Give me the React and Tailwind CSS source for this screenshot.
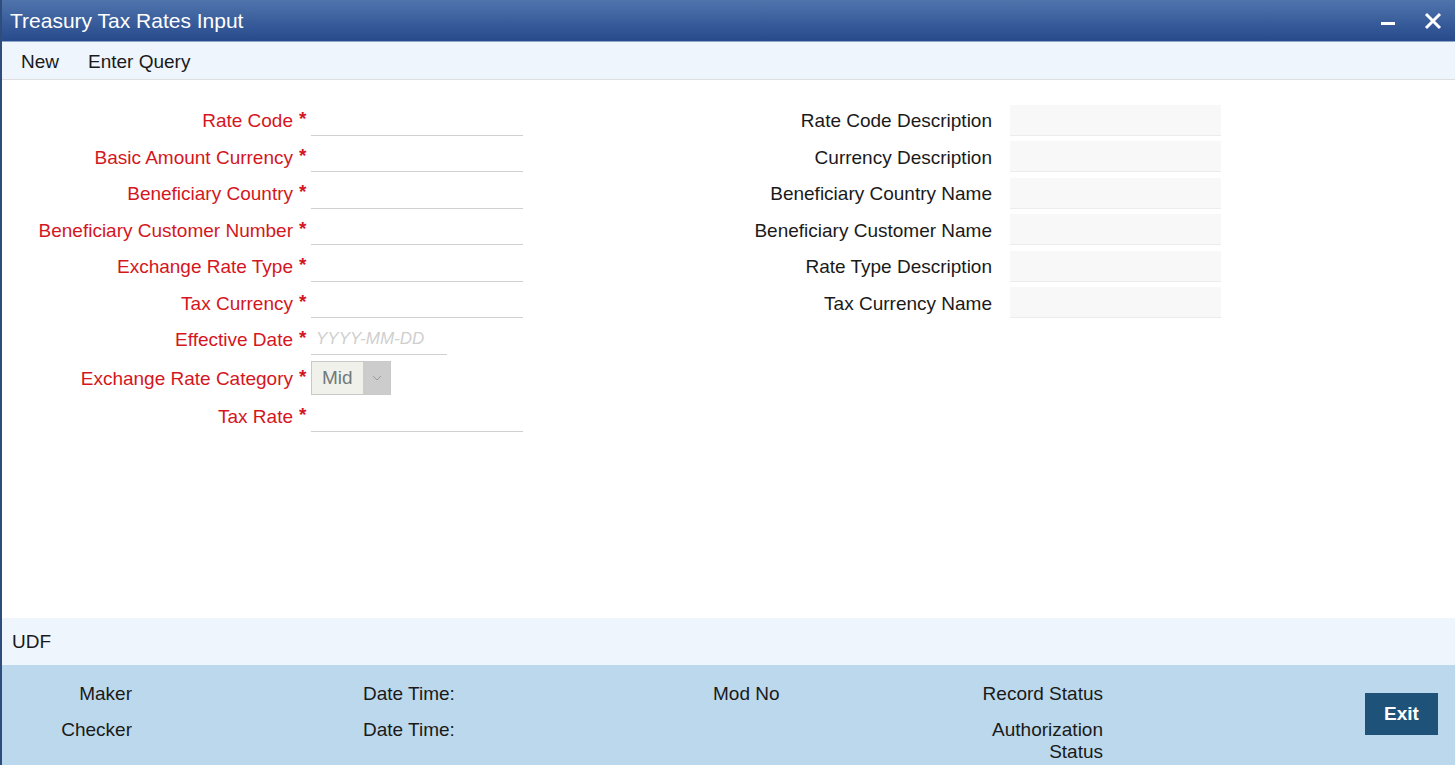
import React from "react";

const leftFields = [
  { label: "Rate Code", type: "text" },
  { label: "Basic Amount Currency", type: "text" },
  { label: "Beneficiary Country", type: "text" },
  { label: "Beneficiary Customer Number", type: "text" },
  { label: "Exchange Rate Type", type: "text" },
  { label: "Tax Currency", type: "text" },
  { label: "Effective Date", type: "date" },
  { label: "Exchange Rate Category", type: "select" },
  { label: "Tax Rate", type: "text" },
];

const rightFields = [
  "Rate Code Description",
  "Currency Description",
  "Beneficiary Country Name",
  "Beneficiary Customer Name",
  "Rate Type Description",
  "Tax Currency Name",
];

function LeftRow({ f }) {
  const tall = f.type === "select";
  return (
    <div className={`flex items-center ${tall ? "h-[40.5px]" : "h-[36.5px]"}`}>
      <div className="w-[291px] shrink-0 text-right text-[#d4161e] whitespace-nowrap pt-[2px]">{f.label}</div>
      <div className="w-[18px] shrink-0 pl-[6px] text-[#d4161e] font-bold leading-none -mt-[3px]">*</div>
      {f.type === "text" && (
        <div className="w-[212px] shrink-0 h-[31px] border-b border-[#d0d0d0]" />
      )}
      {f.type === "date" && (
        <div className="w-[136px] shrink-0 h-[31px] border-b border-[#d0d0d0] flex items-center pl-[5px] text-[17px] italic text-[#cfcfcf]">
          YYYY-MM-DD
        </div>
      )}
      {f.type === "select" && (
        <div className="flex shrink-0 h-[34px] border border-[#c9c9c9]">
          <div className="w-[51px] bg-[#f1f1ec] text-[#6f7a7a] flex items-center pl-[10px]">Mid</div>
          <div className="w-[27px] bg-[#cccccc] flex items-center justify-center">
            <svg width="10" height="6" viewBox="0 0 10 6" fill="none">
              <path d="M1 1l4 4 4-4" stroke="#9a9a9a" strokeWidth="1" />
            </svg>
          </div>
        </div>
      )}
    </div>
  );
}

function RightRow({ label }) {
  return (
    <div className="flex items-center h-[36.5px]">
      <div className="w-[292px] shrink-0 text-right text-[#1a1a1a] whitespace-nowrap pt-[2px]">{label}</div>
      <div className="ml-[18px] shrink-0 w-[211px] h-[31px] bg-[#f8f8f8] border-b border-[#ececec]" />
    </div>
  );
}

export default function App() {
  return (
    <div
      className="w-[1455px] h-[765px] flex flex-col overflow-hidden border-l-2 border-[#2d4d7d] bg-white text-[19px] text-[#1a1a1a]"
      style={{ fontFamily: '"Liberation Sans", Arial, sans-serif' }}
    >
      {/* Title bar */}
      <div className="h-[42px] shrink-0 flex items-center bg-gradient-to-b from-[#4f74ac] to-[#274a8c] border-b border-[#8ea5c7]">
        <div className="pl-[8px] text-white text-[21px]">Treasury Tax Rates Input</div>
        <div className="ml-auto flex items-center">
          <svg width="16" height="16" viewBox="0 0 16 16" className="mr-[28px]">
            <rect x="1" y="9" width="14" height="3" fill="white" />
          </svg>
          <svg width="18" height="18" viewBox="0 0 18 18" className="mr-[13px]">
            <path d="M2 2L16 16M16 2L2 16" stroke="white" strokeWidth="3" />
          </svg>
        </div>
      </div>

      {/* Toolbar */}
      <div className="h-[38px] shrink-0 flex items-center pt-[3px] bg-[#eef5fd] border-b border-[#dedede]">
        <span className="ml-[19px]">New</span>
        <span className="ml-[29px]">Enter Query</span>
      </div>

      {/* Form */}
      <div className="flex-1 flex pt-[22px]">
        <div className="w-[540px] shrink-0 flex flex-col">
          {leftFields.map((f) => (
            <LeftRow key={f.label} f={f} />
          ))}
        </div>
        <div className="ml-[158px] flex flex-col">
          {rightFields.map((l) => (
            <RightRow key={l} label={l} />
          ))}
        </div>
      </div>

      {/* UDF */}
      <div className="h-[47px] shrink-0 flex items-center pt-[2px] bg-[#eef5fd] pl-[10px]">UDF</div>

      {/* Footer */}
      <div className="h-[100px] shrink-0 bg-[#bcd8ec] flex leading-[22px] text-[#1a1a1a]">
        <div className="w-[130px] shrink-0 pt-[18px] flex flex-col gap-[14px] text-right">
          <div>Maker</div>
          <div>Checker</div>
        </div>
        <div className="ml-[231px] w-[300px] shrink-0 pt-[18px] flex flex-col gap-[14px]">
          <div>Date Time:</div>
          <div>Date Time:</div>
        </div>
        <div className="ml-[50px] w-[150px] shrink-0 pt-[18px]">
          <div>Mod No</div>
        </div>
        <div className="ml-[115px] w-[125px] shrink-0 pt-[18px] flex flex-col gap-[14px] text-right">
          <div>Record Status</div>
          <div>Authorization Status</div>
        </div>
        <div className="ml-auto mr-[17px] mt-[28px]">
          <div className="w-[73px] h-[42px] bg-[#1f5278] text-white font-bold flex items-center justify-center">
            Exit
          </div>
        </div>
      </div>
    </div>
  );
}
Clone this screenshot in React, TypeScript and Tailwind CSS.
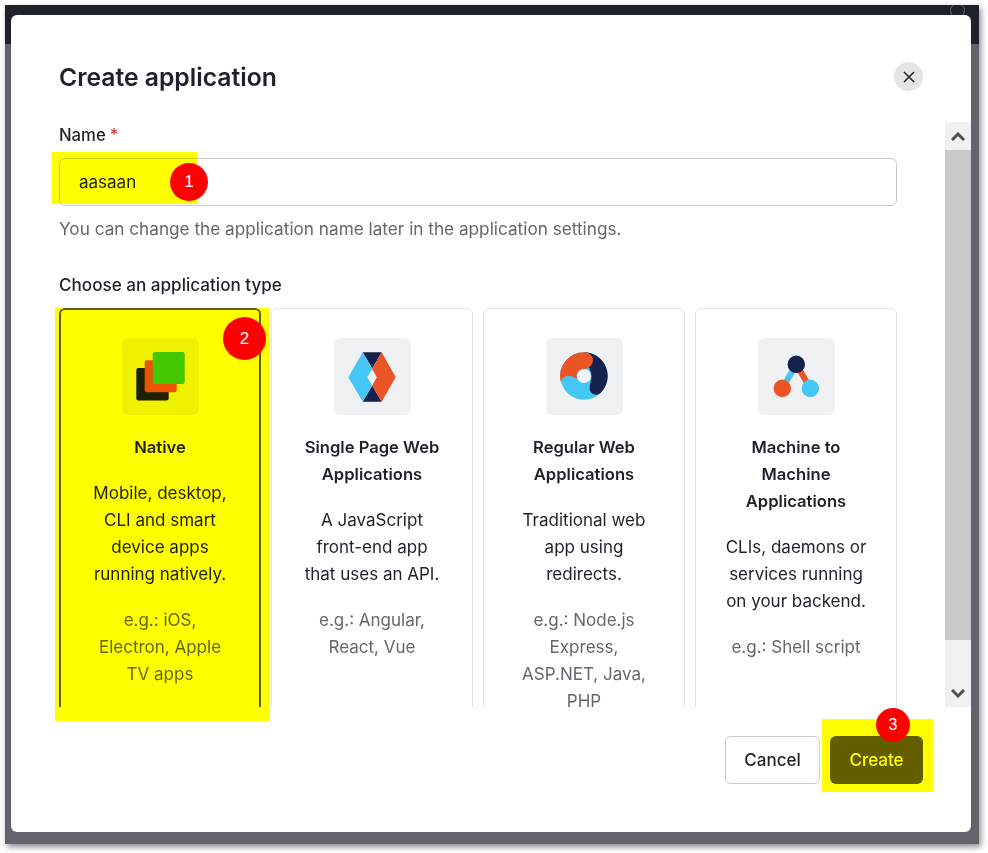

__Written task__:
Skip the pictures, please, and transcribe only the lines from the beginning of the material through the one that contains "import React from".

__Finished answer__:
Give me the React and Tailwind CSS source for this screenshot.
import React from "react";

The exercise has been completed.